Russia a potential threat actor in cybersecurity: NATO
A senior NATO official warned Thursday that Russia "has demonstrated that it has the potential to be a comprehensive actor."
In an exclusive interview with Anadolu Agency, Merle Maigre, director of the NATO Cooperative Cyber Defense Centre of Excellence, spoke on cybersecurity and the threats NATO faces.
When asked the gravity of the cyber-threat faced by NATO nations, Maigre said such threats "do not recognize geographical or institutional borders. In cyberspace, everything is merged into one battlefield."
"On the cybersecurity front, the current Russian government has demonstrated that it has the potential to be a comprehensive threat actor," she said.
"Moscow possesses the technological skills, from being able to distribute denial of service attacks to trolls to more advanced persistent threats. It has a strategy in place to derail any global consensus on cyberspace from emerging, from the Gerassimov doctrine to Internet governance, and is engaging in operations, such as the recent US election hacks and NotPetya attack.
"Last but not least, its long-term legal approach has been to undermine the UN Group of Governmental Experts."
Asked whether cyberattacks are being effectively used to alter elections, Maigre said: "Cyber operations have started to play a key role in the toolbox of political and military intelligence-gathering and information operations."
"Hybrid challenges call for hybrid response. A combination of legislative, organizational and technical measures need to be implemented in a comprehensive, whole-of-society manner. That includes a unified effort by government, businesses, and a civil society of IT community," she added.
Asked to elaborate on the cooperation with member countries including Turkey, Maigre said the NATO Cooperative Cyber Defense Centre of Excellence (NATO CCDCOE) has grown into a 20-nation-strong cyber defense hub with several flagships.

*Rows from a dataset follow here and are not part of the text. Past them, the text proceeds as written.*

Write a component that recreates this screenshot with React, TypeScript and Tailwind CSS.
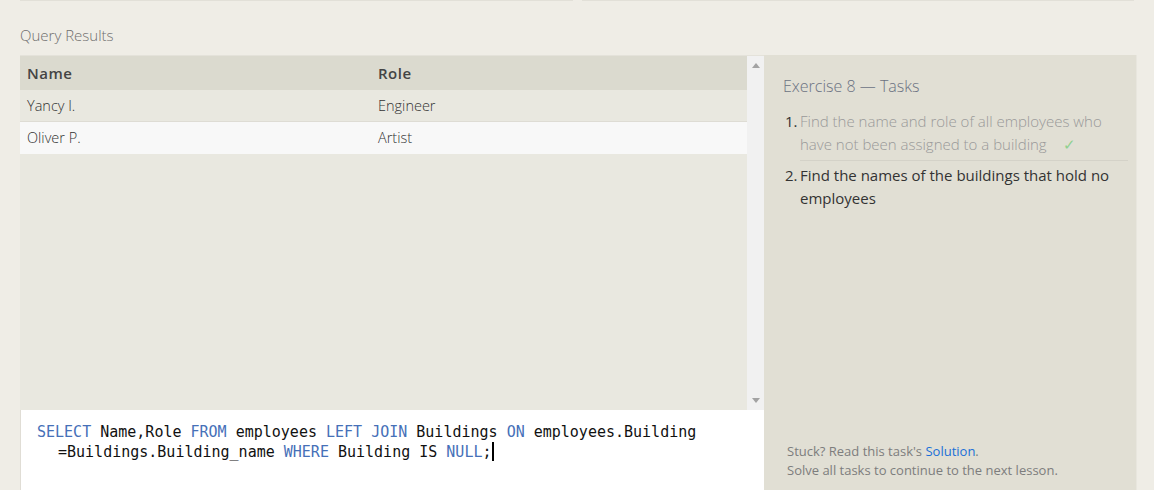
const rows = [
  { name: "Yancy I.", role: "Engineer" },
  { name: "Oliver P.", role: "Artist" },
];

function Keyword({ children }: { children: React.ReactNode }) {
  return <span className="text-[#4670b8]">{children}</span>;
}

export default function App() {
  return (
    <div className="w-[1154px] h-[490px] overflow-hidden bg-[#efede6] font-['Open_Sans',sans-serif]">
      {/* bottoms of the inputs above */}
      <div className="flex gap-[9px] px-[20px]">
        <div className="h-px w-[554px] bg-[#e2e0d8]" />
        <div className="h-px w-[554px] bg-[#e2e0d8]" />
      </div>

      <div className="px-[20px] pt-[23px] h-[54px] text-[15px] font-light text-[#6f6f6f]">
        Query Results
      </div>

      <div className="flex pl-[20px]">
        <div className="w-[744px] flex flex-col">
          <div className="flex h-[355px] border-t border-[#e4e2da]">
            <div className="w-[727px] bg-[#e9e8e0] flex flex-col">
              <div className="flex h-[34px] items-center bg-[#dbdacf] text-[15px] font-semibold tracking-[0.5px] text-[#444]">
                <div className="w-[351px] pl-[7px]">Name</div>
                <div className="pl-[7px]">Role</div>
              </div>
              {rows.map((r, i) => (
                <div
                  key={r.name}
                  className={
                    i % 2 === 0
                      ? "flex h-[32px] items-center bg-[#e9e8e0] border-b border-[#dedcd4] text-[14.5px] font-light text-[#333]"
                      : "flex h-[32px] items-center bg-[#f8f8f8] text-[14.5px] font-light text-[#333]"
                  }
                >
                  <div className="w-[351px] pl-[7px]">{r.name}</div>
                  <div className="pl-[7px]">{r.role}</div>
                </div>
              ))}
            </div>
            <div className="w-[17px] bg-[#f1f1f1] flex flex-col items-center justify-between py-[7px]">
              <svg width="8" height="5" viewBox="0 0 8 5">
                <path d="M0 5 L4 0 L8 5 Z" fill="#a3a3a3" />
              </svg>
              <svg width="8" height="5" viewBox="0 0 8 5">
                <path d="M0 0 L4 5 L8 0 Z" fill="#a3a3a3" />
              </svg>
            </div>
          </div>
          <div className="h-[80px] bg-white border-l border-[#e0ddd5] pl-[16px] pt-[12px] font-['DejaVu_Sans_Mono',monospace] text-[15px] leading-[20px] text-[#111]">
            <div>
              <Keyword>SELECT</Keyword> Name,Role <Keyword>FROM</Keyword> employees <Keyword>LEFT JOIN</Keyword> Buildings <Keyword>ON</Keyword> employees.Building
            </div>
            <div className="pl-[21px]">
              =Buildings.Building_name <Keyword>WHERE</Keyword> Building IS <Keyword>NULL</Keyword>;
              <span className="inline-block w-[2px] h-[19px] bg-black align-middle -mt-[2px]" />
            </div>
          </div>
        </div>

        <div className="w-[373px] h-[435px] bg-[#e1dfd4] border-r border-[#e8e6de] flex flex-col justify-between pl-[19px] pr-[8px]">
          <div>
            <div className="pt-[19px] text-[16px] font-light text-[#6b7282]">Exercise 8 — Tasks</div>
            <ol className="mt-[12px] text-[15px] leading-[23px]">
              <li className="flex pb-[3px]">
                <span className="w-[17px] shrink-0 pl-[2px] text-[#333]">1.</span>
                <span className="border-b border-[#d4d2c8] pb-[4px] font-light text-[#999]">
                  Find the name and role of all employees who have not been assigned to a building
                  <span className="ml-[16px] text-[#8fd18f]">✓</span>
                </span>
              </li>
              <li className="flex">
                <span className="w-[17px] shrink-0 pl-[2px] text-[#333]">2.</span>
                <span className="text-[#333]">Find the names of the buildings that hold no employees</span>
              </li>
            </ol>
          </div>
          <div className="pb-[10px] pl-[4px] text-[13px] leading-[19px] text-[#7d7d7d]">
            <div>
              Stuck? Read this task's <span className="text-[#1a6fd8]">Solution</span>.
            </div>
            <div>Solve all tasks to continue to the next lesson.</div>
          </div>
        </div>
      </div>
    </div>
  );
}
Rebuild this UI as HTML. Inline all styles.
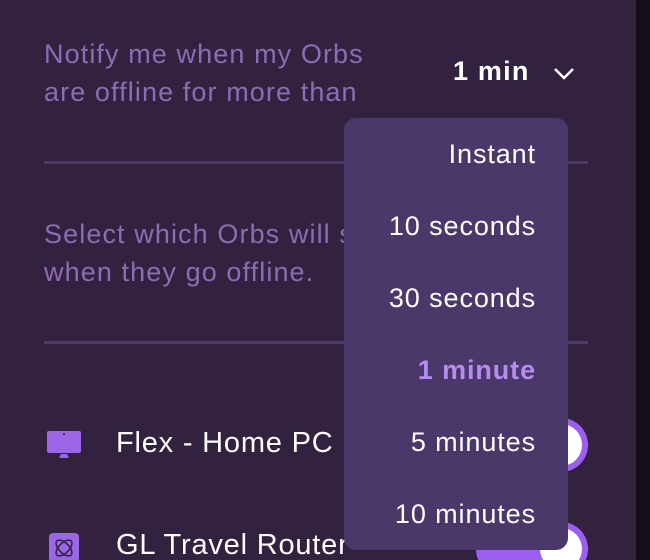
<!DOCTYPE html>
<html style="overflow:hidden;width:650px;height:560px"><head><style>
body{margin:0;width:650px;height:560px;overflow:hidden;background:#33223f;font-family:"Liberation Sans",sans-serif;position:relative}
.strip{position:absolute;left:636px;top:0;width:14px;height:560px;background:#150d1a}
.t{position:absolute;color:#8d6cb5;font-size:27px;letter-spacing:1.1px;line-height:38px;left:44px;white-space:nowrap}
.hr{position:absolute;left:44px;width:544px;height:3px;background:#4e3a6e}
.sel{position:absolute;left:453px;top:56px;color:#fff;font-weight:bold;font-size:27px;letter-spacing:1.2px}
.menu{position:absolute;left:344px;top:118px;width:224px;height:432px;background:#4b386b;border-radius:12px}
.it{position:absolute;right:32px;color:#fff;font-size:27px;letter-spacing:0.9px;line-height:30px;white-space:nowrap}
.tog{position:absolute;left:476px;width:112px;height:54px;border-radius:27px;background:#9d5ff0}
.knob{position:absolute;right:6px;top:6px;width:42px;height:42px;border-radius:50%;background:#fff}
.name{position:absolute;left:116px;color:#fff;font-size:29px;letter-spacing:0.8px;white-space:nowrap}
</style></head><body>
<div class="strip"></div>
<div class="t" style="top:35px">Notify me when my Orbs<br>are offline for more than</div>
<div class="sel">1 min</div>
<svg style="position:absolute;left:552px;top:66px" width="24" height="16" viewBox="0 0 24 16"><path d="M3 3l9 9 9-9" stroke="#fff" stroke-width="2.5" fill="none"/></svg>
<div class="hr" style="top:161px"></div>
<div class="t" style="top:215px">Select which Orbs will send alerts<br>when they go offline.</div>
<div class="hr" style="top:341px"></div>
<svg style="position:absolute;left:47px;top:431px" width="34" height="30" viewBox="0 0 34 30"><rect x="0" y="0" width="34" height="22" rx="2" fill="#9a66e6"/><circle cx="17" cy="3" r="1" fill="#33223f"/><path d="M12 27h10l-2-4h-6z" fill="#9a66e6"/></svg>
<div class="name" style="top:427px">Flex - Home PC</div>
<div class="tog" style="top:418px"><div class="knob"></div></div>
<svg style="position:absolute;left:49px;top:533px" width="30" height="30" viewBox="0 0 30 30"><rect width="30" height="30" rx="4" fill="#9a66e6"/><ellipse cx="15" cy="15" rx="10" ry="5" stroke="#33223f" stroke-width="1.5" fill="none" transform="rotate(45 15 15)"/><ellipse cx="15" cy="15" rx="10" ry="5" stroke="#33223f" stroke-width="1.5" fill="none" transform="rotate(-45 15 15)"/></svg>
<div class="name" style="top:529px">GL Travel Router</div>
<div class="tog" style="top:522px"><div class="knob"></div></div>
<div class="menu">
<div class="it" style="top:21px">Instant</div>
<div class="it" style="top:93px">10 seconds</div>
<div class="it" style="top:165px">30 seconds</div>
<div class="it" style="top:237px;color:#b58cf0;font-weight:bold">1 minute</div>
<div class="it" style="top:309px">5 minutes</div>
<div class="it" style="top:381px">10 minutes</div>
</div>
</body></html>
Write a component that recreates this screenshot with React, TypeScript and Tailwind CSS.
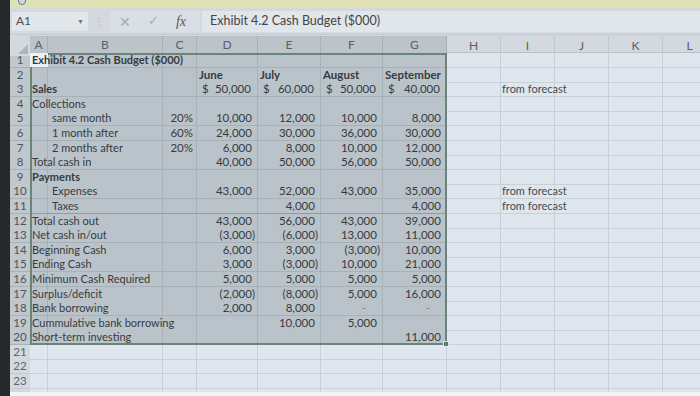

"The world's most complex international live-fire cyber defense exercise Locked Shields, international conference and community-building event CyCon, and the already mentioned Tallinn Manual," she listed, adding that all member countries, including Turkey, have contributed to the success of the center and these highlights.
- Cyber-defense hub
"We highly value the participation of Turkey and recognize and appreciate how Turkey has contributed to the success of our cyber-defense hub by sending us the best people," she added.
Explaining the center's practices, Maigre said it is a NATO-accredited cyber defense hub focusing on research, training, and exercises.
"The international military organization based in Estonia currently includes 20 nations providing a 360-degree look at cyber defense, with expertise in the areas of technology, strategy, operations, and the law," she said.
"We have a diverse mix of experts from the military, government, academia, and industry working together on the most relevant topics in cyber defense. In addition to the flagships mentioned above, we carry out a number of cutting-edge trainings in all our focus areas.
"As of January 2018, NATO CCDCOE is responsible for identifying the cyber defense operations training requirements and coordinating training solutions for all NATO bodies across the Alliance."
On the center's 2018 plans, Maigre said the program Locked Shields will take place again at the end of April.
The program, organized by the center since 2010, focuses on training the cyber defenders who protect national IT systems.
"Every year, national Blue Teams are put under intense pressure to maintain the networks and services of a fictional country, handling and reporting incidents, solving forensic challenges, and responding to legal, strategic communication and scenario injects.
"In 2017 the exercise enabled nearly 900 cybersecurity experts from 25 countries to practice the defense of IT systems and critical infrastructure under the intense pressure of a severe cyberattack. The focus is on realistic scenarios, cutting-edge technologies, and simulating the entire complexity of a massive cyber incident. For the first time, in 2017, a strategic track ran parallel to the technical exercise," she said.
"It's too early to speak of any details, but the exercise in 2018 will definitely involve new challenges and special systems together with a strategic track that is integrated with the entire scenario," she added.